When we got to French Folk Song, she played it with no dynamic contrast. She was aware of this after the fact, but had a hard time doing anything about it. And she typically started the song (or an individual section) with good downward pressure, but quickly reverted to brushing the strings, and it didn’t seem like she ever noticed the change. I asked her to play just the B section several times with her eyes closed and listen to whether  her tone changed, but she couldn’t reliably tell me anything about her sound.

We did do one modestly successful awareness exercise. Each section ends with a dotted half note, and that note’s duration provides time to think about what’s coming. Two sections (C and D) should start quiet and crescendo, and M was not playing this way. So I asked her to let treat each dotted half note as if it had a fermata, and let it ring until she could no longer hear it. Only when it stopped ringing should she start the next section, and she should start quiet if she’s on the C or D sections. With this instruction, she did manage to play the crescendos at least one time through.

On the behavior front, this wasn’t our best lesson — she was very fidgety and didn’t take direction as well as I’d like.
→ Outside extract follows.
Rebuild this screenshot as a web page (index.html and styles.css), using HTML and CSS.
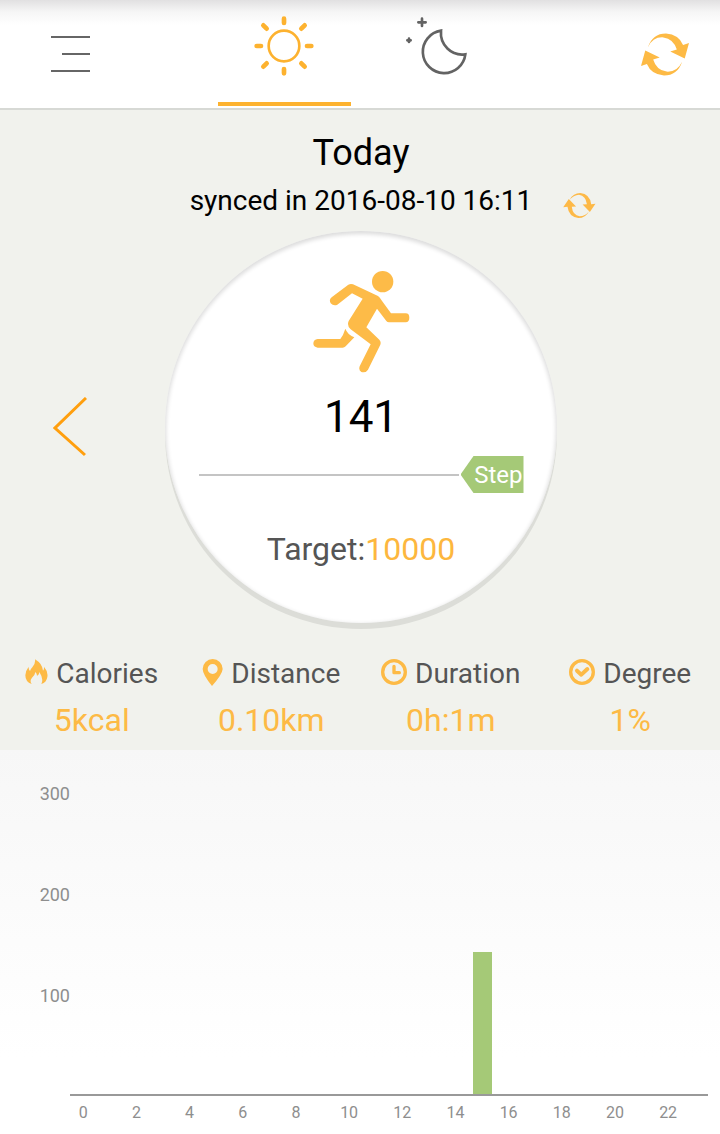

I got to the point of saying that if we couldn’t achieve what I wanted to achieve in the time I had set aside for practice, she wasn’t going to be able to go to a play that we had planned to go to. In a way, this is a natural consequence — if you have a job to do and can’t do it in the allotted time, that screws up your schedule and you may have to change plans — but it functioned more like a threat. I don’t like making threats, but I’m still not skillful enough to always refrain from them.